-- start of DATA SHOWN --
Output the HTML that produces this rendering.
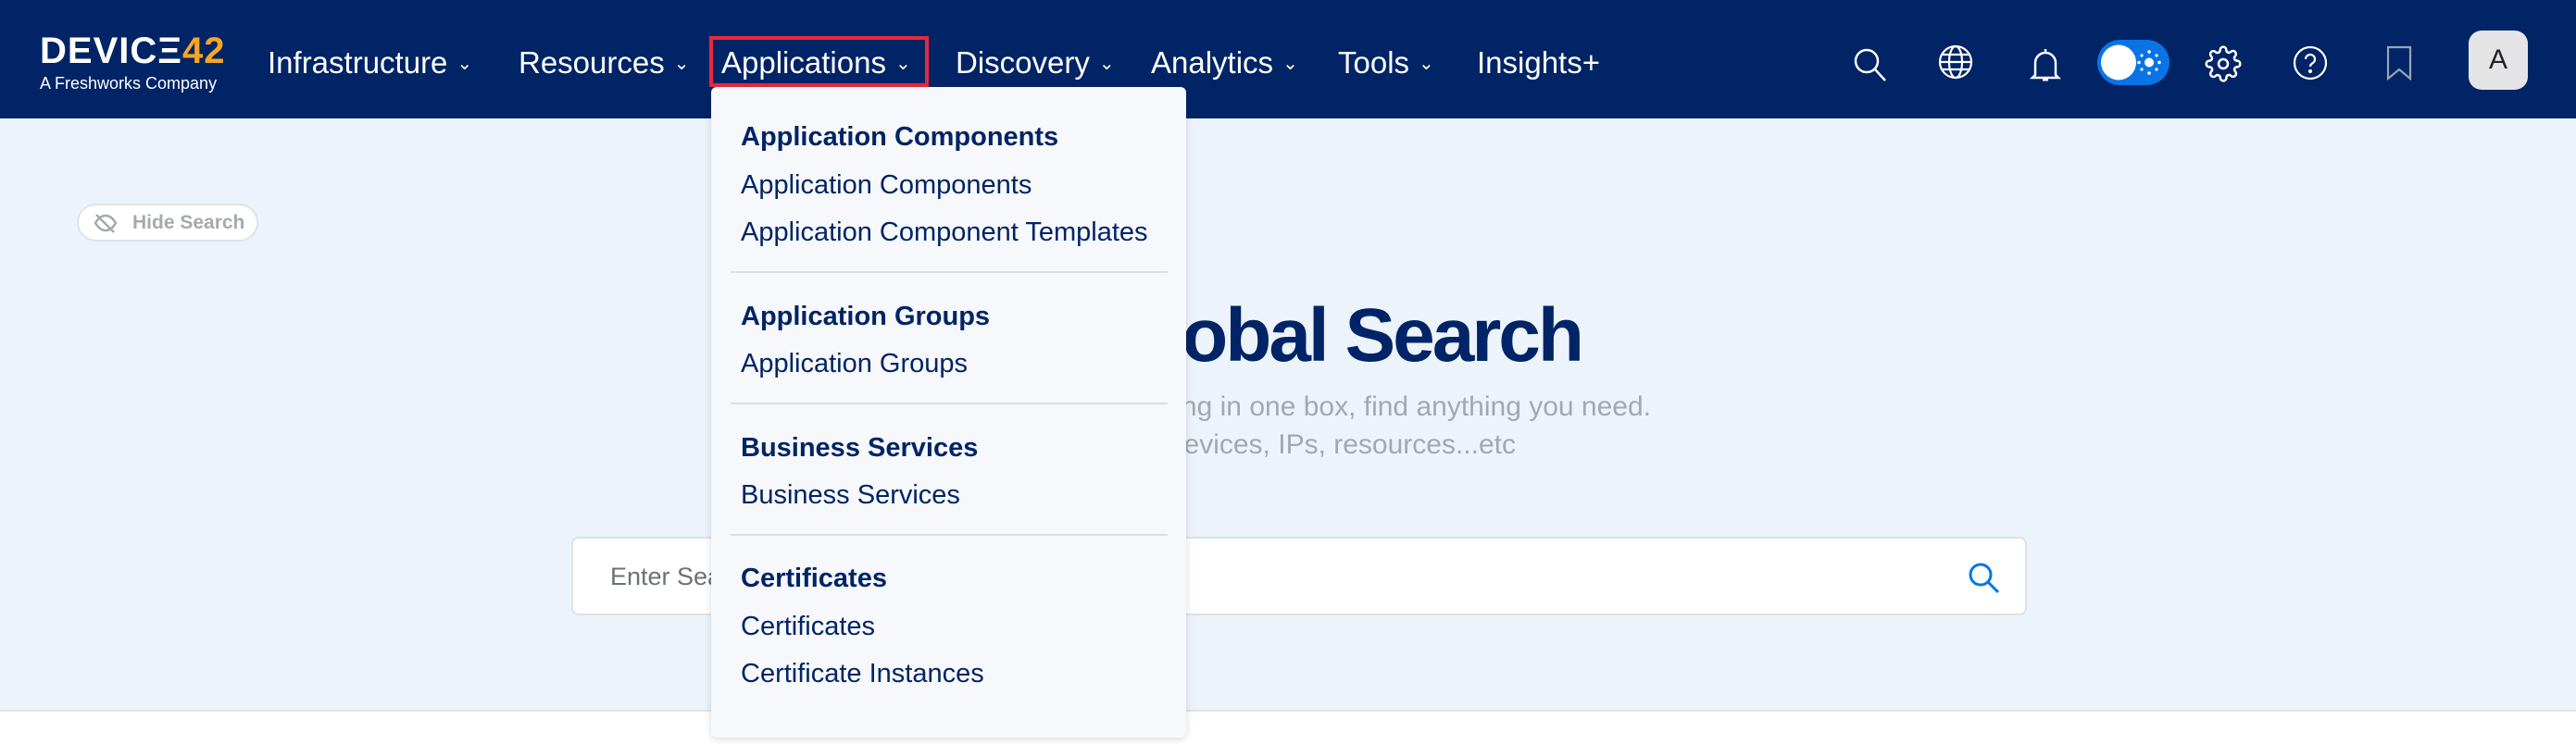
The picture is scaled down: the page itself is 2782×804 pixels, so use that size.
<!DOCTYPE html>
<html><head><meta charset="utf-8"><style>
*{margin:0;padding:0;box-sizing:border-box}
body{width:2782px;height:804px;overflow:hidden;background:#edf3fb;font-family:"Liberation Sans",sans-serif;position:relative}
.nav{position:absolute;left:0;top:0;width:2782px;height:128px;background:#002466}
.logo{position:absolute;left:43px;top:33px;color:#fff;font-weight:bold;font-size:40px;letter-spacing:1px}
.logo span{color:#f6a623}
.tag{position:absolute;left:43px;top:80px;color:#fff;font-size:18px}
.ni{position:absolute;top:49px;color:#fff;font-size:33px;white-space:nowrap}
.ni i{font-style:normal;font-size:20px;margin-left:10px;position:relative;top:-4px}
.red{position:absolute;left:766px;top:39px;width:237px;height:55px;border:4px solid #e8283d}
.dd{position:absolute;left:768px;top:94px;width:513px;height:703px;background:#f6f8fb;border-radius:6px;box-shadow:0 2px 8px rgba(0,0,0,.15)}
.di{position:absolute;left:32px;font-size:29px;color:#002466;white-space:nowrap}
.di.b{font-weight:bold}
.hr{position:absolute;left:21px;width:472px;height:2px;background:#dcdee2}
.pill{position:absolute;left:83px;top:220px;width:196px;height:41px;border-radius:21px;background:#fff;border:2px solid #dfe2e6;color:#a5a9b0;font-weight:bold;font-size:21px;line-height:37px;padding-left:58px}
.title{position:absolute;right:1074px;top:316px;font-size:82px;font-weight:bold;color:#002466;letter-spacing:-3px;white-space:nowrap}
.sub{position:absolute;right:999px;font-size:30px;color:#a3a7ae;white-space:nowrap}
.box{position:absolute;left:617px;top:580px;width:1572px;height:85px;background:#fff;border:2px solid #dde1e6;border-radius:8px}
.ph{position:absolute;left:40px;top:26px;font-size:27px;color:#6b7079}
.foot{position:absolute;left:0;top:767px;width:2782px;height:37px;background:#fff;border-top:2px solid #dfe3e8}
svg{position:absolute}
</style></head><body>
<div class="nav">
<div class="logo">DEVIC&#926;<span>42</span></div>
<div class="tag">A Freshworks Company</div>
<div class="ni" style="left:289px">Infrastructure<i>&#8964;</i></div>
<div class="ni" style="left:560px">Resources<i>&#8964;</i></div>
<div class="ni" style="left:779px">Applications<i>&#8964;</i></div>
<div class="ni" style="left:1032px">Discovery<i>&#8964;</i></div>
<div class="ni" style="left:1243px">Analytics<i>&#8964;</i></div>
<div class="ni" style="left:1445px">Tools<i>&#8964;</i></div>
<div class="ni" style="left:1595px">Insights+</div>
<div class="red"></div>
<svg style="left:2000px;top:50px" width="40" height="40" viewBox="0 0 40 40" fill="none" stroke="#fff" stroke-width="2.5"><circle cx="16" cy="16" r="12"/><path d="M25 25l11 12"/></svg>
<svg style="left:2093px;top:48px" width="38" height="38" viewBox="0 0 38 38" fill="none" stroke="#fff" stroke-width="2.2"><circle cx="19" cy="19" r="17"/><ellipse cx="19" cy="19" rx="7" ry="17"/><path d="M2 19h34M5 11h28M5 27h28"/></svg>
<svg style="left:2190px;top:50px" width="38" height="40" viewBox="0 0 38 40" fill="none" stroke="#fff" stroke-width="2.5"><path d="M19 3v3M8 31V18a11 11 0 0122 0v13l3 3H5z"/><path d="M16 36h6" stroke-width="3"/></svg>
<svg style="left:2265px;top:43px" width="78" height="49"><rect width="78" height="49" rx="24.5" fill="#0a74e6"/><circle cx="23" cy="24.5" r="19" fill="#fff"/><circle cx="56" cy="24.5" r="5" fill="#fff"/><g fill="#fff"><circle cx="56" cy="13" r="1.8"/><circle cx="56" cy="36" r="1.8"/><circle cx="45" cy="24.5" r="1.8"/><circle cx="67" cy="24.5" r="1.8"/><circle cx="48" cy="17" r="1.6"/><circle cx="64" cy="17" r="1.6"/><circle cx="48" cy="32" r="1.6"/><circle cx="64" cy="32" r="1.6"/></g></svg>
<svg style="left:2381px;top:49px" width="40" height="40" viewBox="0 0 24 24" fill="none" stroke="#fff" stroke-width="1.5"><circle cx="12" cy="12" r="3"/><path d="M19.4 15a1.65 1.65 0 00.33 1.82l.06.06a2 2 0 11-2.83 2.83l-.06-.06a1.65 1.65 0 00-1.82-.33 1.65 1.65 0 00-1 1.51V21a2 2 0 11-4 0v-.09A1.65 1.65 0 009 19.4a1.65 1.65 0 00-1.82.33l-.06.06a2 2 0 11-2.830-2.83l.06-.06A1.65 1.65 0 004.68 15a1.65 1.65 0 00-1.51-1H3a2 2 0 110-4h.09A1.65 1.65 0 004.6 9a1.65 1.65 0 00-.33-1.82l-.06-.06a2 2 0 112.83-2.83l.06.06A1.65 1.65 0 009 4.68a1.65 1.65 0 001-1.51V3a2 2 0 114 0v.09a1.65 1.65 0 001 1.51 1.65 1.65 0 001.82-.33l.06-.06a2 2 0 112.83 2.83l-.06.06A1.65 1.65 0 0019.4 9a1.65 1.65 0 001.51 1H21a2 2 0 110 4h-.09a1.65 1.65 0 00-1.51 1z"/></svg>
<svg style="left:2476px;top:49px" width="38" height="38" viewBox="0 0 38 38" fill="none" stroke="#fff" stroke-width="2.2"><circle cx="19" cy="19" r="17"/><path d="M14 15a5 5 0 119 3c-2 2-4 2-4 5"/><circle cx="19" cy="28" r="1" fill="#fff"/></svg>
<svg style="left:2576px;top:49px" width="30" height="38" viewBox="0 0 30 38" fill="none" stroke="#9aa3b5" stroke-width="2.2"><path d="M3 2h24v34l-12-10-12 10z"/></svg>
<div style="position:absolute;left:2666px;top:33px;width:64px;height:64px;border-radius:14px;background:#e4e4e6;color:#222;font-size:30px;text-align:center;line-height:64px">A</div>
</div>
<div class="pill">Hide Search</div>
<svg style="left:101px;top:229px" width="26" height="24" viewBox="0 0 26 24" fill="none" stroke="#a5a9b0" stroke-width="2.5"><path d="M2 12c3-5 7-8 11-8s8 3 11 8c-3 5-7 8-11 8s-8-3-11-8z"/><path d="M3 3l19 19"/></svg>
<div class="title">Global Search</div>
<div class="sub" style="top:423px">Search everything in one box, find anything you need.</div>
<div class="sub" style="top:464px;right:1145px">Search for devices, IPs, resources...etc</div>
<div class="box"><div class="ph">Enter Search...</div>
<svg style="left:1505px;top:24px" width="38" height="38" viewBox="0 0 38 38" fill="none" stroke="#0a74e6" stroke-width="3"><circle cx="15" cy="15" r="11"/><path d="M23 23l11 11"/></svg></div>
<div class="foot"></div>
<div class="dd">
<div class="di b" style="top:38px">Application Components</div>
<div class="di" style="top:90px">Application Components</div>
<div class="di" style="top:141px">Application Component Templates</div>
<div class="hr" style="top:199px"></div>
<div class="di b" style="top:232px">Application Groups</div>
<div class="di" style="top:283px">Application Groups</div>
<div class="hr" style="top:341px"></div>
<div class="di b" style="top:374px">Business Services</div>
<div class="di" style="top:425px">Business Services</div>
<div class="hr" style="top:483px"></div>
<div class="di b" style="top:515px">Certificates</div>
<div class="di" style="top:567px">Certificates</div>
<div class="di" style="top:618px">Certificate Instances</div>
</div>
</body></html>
-- end of DATA SHOWN --
▶ AIM OF THE EXERCISE
Show every line from the listing above in which the string "size" appears.

▶ EXPECTED ANSWER
The picture is scaled down: the page itself is 2782×804 pixels, so use that size.
.logo{position:absolute;left:43px;top:33px;color:#fff;font-weight:bold;font-size:40px;letter-spacing:1px}
.tag{position:absolute;left:43px;top:80px;color:#fff;font-size:18px}
.ni{position:absolute;top:49px;color:#fff;font-size:33px;white-space:nowrap}
.ni i{font-style:normal;font-size:20px;margin-left:10px;position:relative;top:-4px}
.di{position:absolute;left:32px;font-size:29px;color:#002466;white-space:nowrap}
.pill{position:absolute;left:83px;top:220px;width:196px;height:41px;border-radius:21px;background:#fff;border:2px solid #dfe2e6;color:#a5a9b0;font-weight:bold;font-size:21px;line-height:37px;padding-left:58px}
.title{position:absolute;right:1074px;top:316px;font-size:82px;font-weight:bold;color:#002466;letter-spacing:-3px;white-space:nowrap}
.sub{position:absolute;right:999px;font-size:30px;color:#a3a7ae;white-space:nowrap}
.ph{position:absolute;left:40px;top:26px;font-size:27px;color:#6b7079}
<div style="position:absolute;left:2666px;top:33px;width:64px;height:64px;border-radius:14px;background:#e4e4e6;color:#222;font-size:30px;text-align:center;line-height:64px">A</div>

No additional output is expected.